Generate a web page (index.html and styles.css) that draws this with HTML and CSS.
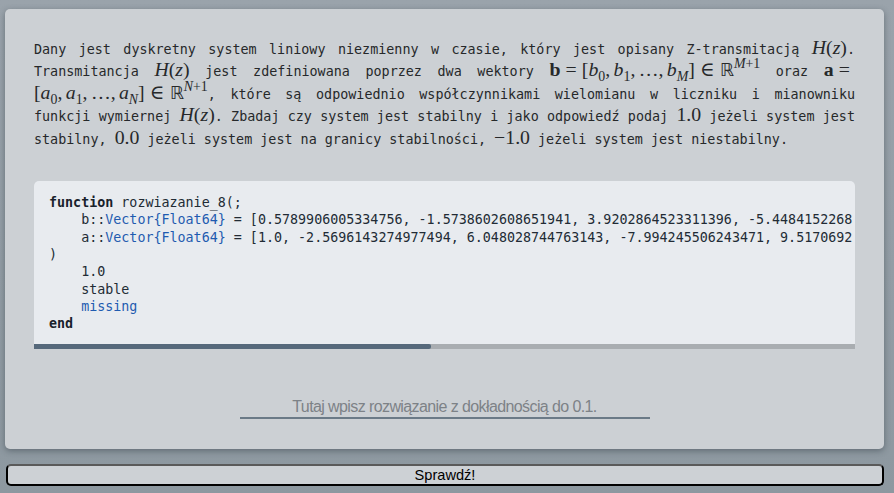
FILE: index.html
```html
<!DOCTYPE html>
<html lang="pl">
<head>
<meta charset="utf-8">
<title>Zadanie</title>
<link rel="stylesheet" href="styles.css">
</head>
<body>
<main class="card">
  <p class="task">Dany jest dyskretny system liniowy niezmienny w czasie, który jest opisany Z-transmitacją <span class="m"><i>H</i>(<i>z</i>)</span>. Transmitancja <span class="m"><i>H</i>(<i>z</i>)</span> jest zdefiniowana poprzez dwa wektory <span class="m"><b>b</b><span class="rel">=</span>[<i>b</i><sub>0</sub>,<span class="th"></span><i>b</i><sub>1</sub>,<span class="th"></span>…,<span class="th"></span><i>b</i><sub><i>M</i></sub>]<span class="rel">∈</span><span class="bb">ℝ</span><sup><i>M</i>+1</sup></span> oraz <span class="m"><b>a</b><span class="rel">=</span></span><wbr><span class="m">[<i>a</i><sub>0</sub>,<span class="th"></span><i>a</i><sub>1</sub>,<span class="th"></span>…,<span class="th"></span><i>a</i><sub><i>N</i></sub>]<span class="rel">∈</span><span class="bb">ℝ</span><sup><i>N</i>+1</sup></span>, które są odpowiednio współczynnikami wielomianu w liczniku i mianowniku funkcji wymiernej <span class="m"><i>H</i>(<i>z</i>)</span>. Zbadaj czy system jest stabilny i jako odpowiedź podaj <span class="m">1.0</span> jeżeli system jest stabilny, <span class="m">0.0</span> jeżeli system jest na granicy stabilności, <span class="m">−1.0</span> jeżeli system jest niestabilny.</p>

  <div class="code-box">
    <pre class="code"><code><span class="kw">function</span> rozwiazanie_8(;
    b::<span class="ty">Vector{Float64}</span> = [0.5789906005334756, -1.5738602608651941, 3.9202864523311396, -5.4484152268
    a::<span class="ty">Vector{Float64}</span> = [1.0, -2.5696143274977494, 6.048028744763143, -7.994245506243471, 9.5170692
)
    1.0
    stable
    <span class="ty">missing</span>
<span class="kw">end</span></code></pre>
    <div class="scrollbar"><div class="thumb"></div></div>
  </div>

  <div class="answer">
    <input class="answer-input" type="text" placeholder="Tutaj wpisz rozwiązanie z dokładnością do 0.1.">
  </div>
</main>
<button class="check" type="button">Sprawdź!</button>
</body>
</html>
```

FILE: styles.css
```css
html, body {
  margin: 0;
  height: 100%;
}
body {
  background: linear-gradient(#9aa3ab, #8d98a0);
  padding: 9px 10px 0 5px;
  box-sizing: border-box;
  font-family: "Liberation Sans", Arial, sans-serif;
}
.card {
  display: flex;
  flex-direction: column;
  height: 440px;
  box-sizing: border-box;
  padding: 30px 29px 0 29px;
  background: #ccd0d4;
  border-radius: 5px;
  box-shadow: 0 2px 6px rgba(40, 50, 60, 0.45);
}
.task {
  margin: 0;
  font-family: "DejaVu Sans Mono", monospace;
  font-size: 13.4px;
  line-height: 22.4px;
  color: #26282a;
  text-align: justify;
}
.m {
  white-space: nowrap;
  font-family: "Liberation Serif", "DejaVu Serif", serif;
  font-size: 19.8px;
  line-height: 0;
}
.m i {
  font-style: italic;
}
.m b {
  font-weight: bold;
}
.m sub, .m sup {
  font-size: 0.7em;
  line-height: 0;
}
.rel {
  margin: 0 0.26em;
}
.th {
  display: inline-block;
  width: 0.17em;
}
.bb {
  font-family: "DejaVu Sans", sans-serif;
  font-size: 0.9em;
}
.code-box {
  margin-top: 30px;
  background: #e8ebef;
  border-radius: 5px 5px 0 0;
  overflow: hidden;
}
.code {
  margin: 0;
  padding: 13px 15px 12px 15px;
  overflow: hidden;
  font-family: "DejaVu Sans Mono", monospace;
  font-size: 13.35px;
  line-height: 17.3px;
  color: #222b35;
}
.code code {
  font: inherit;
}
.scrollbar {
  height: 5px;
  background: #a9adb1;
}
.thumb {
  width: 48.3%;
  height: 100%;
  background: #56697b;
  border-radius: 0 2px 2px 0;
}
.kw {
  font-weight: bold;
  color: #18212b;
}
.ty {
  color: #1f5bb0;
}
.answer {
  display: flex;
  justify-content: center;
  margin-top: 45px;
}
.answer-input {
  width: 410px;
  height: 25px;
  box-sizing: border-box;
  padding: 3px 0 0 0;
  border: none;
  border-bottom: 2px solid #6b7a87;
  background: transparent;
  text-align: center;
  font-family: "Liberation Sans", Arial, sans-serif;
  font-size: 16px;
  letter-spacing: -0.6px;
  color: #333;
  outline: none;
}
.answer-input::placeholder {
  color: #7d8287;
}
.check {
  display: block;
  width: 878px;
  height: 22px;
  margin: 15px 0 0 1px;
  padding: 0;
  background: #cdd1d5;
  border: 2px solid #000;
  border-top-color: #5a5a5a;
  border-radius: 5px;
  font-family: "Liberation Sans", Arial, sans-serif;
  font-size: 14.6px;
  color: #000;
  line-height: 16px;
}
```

TO DO:
Quote everything in the listing above exactly; pictures are the only thing to omit.

ANSWER TO THE EXERCISE:
Generate a web page (index.html and styles.css) that draws this with HTML and CSS.
FILE: index.html
```html
<!DOCTYPE html>
<html lang="pl">
<head>
<meta charset="utf-8">
<title>Zadanie</title>
<link rel="stylesheet" href="styles.css">
</head>
<body>
<main class="card">
  <p class="task">Dany jest dyskretny system liniowy niezmienny w czasie, który jest opisany Z-transmitacją <span class="m"><i>H</i>(<i>z</i>)</span>. Transmitancja <span class="m"><i>H</i>(<i>z</i>)</span> jest zdefiniowana poprzez dwa wektory <span class="m"><b>b</b><span class="rel">=</span>[<i>b</i><sub>0</sub>,<span class="th"></span><i>b</i><sub>1</sub>,<span class="th"></span>…,<span class="th"></span><i>b</i><sub><i>M</i></sub>]<span class="rel">∈</span><span class="bb">ℝ</span><sup><i>M</i>+1</sup></span> oraz <span class="m"><b>a</b><span class="rel">=</span></span><wbr><span class="m">[<i>a</i><sub>0</sub>,<span class="th"></span><i>a</i><sub>1</sub>,<span class="th"></span>…,<span class="th"></span><i>a</i><sub><i>N</i></sub>]<span class="rel">∈</span><span class="bb">ℝ</span><sup><i>N</i>+1</sup></span>, które są odpowiednio współczynnikami wielomianu w liczniku i mianowniku funkcji wymiernej <span class="m"><i>H</i>(<i>z</i>)</span>. Zbadaj czy system jest stabilny i jako odpowiedź podaj <span class="m">1.0</span> jeżeli system jest stabilny, <span class="m">0.0</span> jeżeli system jest na granicy stabilności, <span class="m">−1.0</span> jeżeli system jest niestabilny.</p>

  <div class="code-box">
    <pre class="code"><code><span class="kw">function</span> rozwiazanie_8(;
    b::<span class="ty">Vector{Float64}</span> = [0.5789906005334756, -1.5738602608651941, 3.9202864523311396, -5.4484152268
    a::<span class="ty">Vector{Float64}</span> = [1.0, -2.5696143274977494, 6.048028744763143, -7.994245506243471, 9.5170692
)
    1.0
    stable
    <span class="ty">missing</span>
<span class="kw">end</span></code></pre>
    <div class="scrollbar"><div class="thumb"></div></div>
  </div>

  <div class="answer">
    <input class="answer-input" type="text" placeholder="Tutaj wpisz rozwiązanie z dokładnością do 0.1.">
  </div>
</main>
<button class="check" type="button">Sprawdź!</button>
</body>
</html>
```

FILE: styles.css
```css
html, body {
  margin: 0;
  height: 100%;
}
body {
  background: linear-gradient(#9aa3ab, #8d98a0);
  padding: 9px 10px 0 5px;
  box-sizing: border-box;
  font-family: "Liberation Sans", Arial, sans-serif;
}
.card {
  display: flex;
  flex-direction: column;
  height: 440px;
  box-sizing: border-box;
  padding: 30px 29px 0 29px;
  background: #ccd0d4;
  border-radius: 5px;
  box-shadow: 0 2px 6px rgba(40, 50, 60, 0.45);
}
.task {
  margin: 0;
  font-family: "DejaVu Sans Mono", monospace;
  font-size: 13.4px;
  line-height: 22.4px;
  color: #26282a;
  text-align: justify;
}
.m {
  white-space: nowrap;
  font-family: "Liberation Serif", "DejaVu Serif", serif;
  font-size: 19.8px;
  line-height: 0;
}
.m i {
  font-style: italic;
}
.m b {
  font-weight: bold;
}
.m sub, .m sup {
  font-size: 0.7em;
  line-height: 0;
}
.rel {
  margin: 0 0.26em;
}
.th {
  display: inline-block;
  width: 0.17em;
}
.bb {
  font-family: "DejaVu Sans", sans-serif;
  font-size: 0.9em;
}
.code-box {
  margin-top: 30px;
  background: #e8ebef;
  border-radius: 5px 5px 0 0;
  overflow: hidden;
}
.code {
  margin: 0;
  padding: 13px 15px 12px 15px;
  overflow: hidden;
  font-family: "DejaVu Sans Mono", monospace;
  font-size: 13.35px;
  line-height: 17.3px;
  color: #222b35;
}
.code code {
  font: inherit;
}
.scrollbar {
  height: 5px;
  background: #a9adb1;
}
.thumb {
  width: 48.3%;
  height: 100%;
  background: #56697b;
  border-radius: 0 2px 2px 0;
}
.kw {
  font-weight: bold;
  color: #18212b;
}
.ty {
  color: #1f5bb0;
}
.answer {
  display: flex;
  justify-content: center;
  margin-top: 45px;
}
.answer-input {
  width: 410px;
  height: 25px;
  box-sizing: border-box;
  padding: 3px 0 0 0;
  border: none;
  border-bottom: 2px solid #6b7a87;
  background: transparent;
  text-align: center;
  font-family: "Liberation Sans", Arial, sans-serif;
  font-size: 16px;
  letter-spacing: -0.6px;
  color: #333;
  outline: none;
}
.answer-input::placeholder {
  color: #7d8287;
}
.check {
  display: block;
  width: 878px;
  height: 22px;
  margin: 15px 0 0 1px;
  padding: 0;
  background: #cdd1d5;
  border: 2px solid #000;
  border-top-color: #5a5a5a;
  border-radius: 5px;
  font-family: "Liberation Sans", Arial, sans-serif;
  font-size: 14.6px;
  color: #000;
  line-height: 16px;
}
```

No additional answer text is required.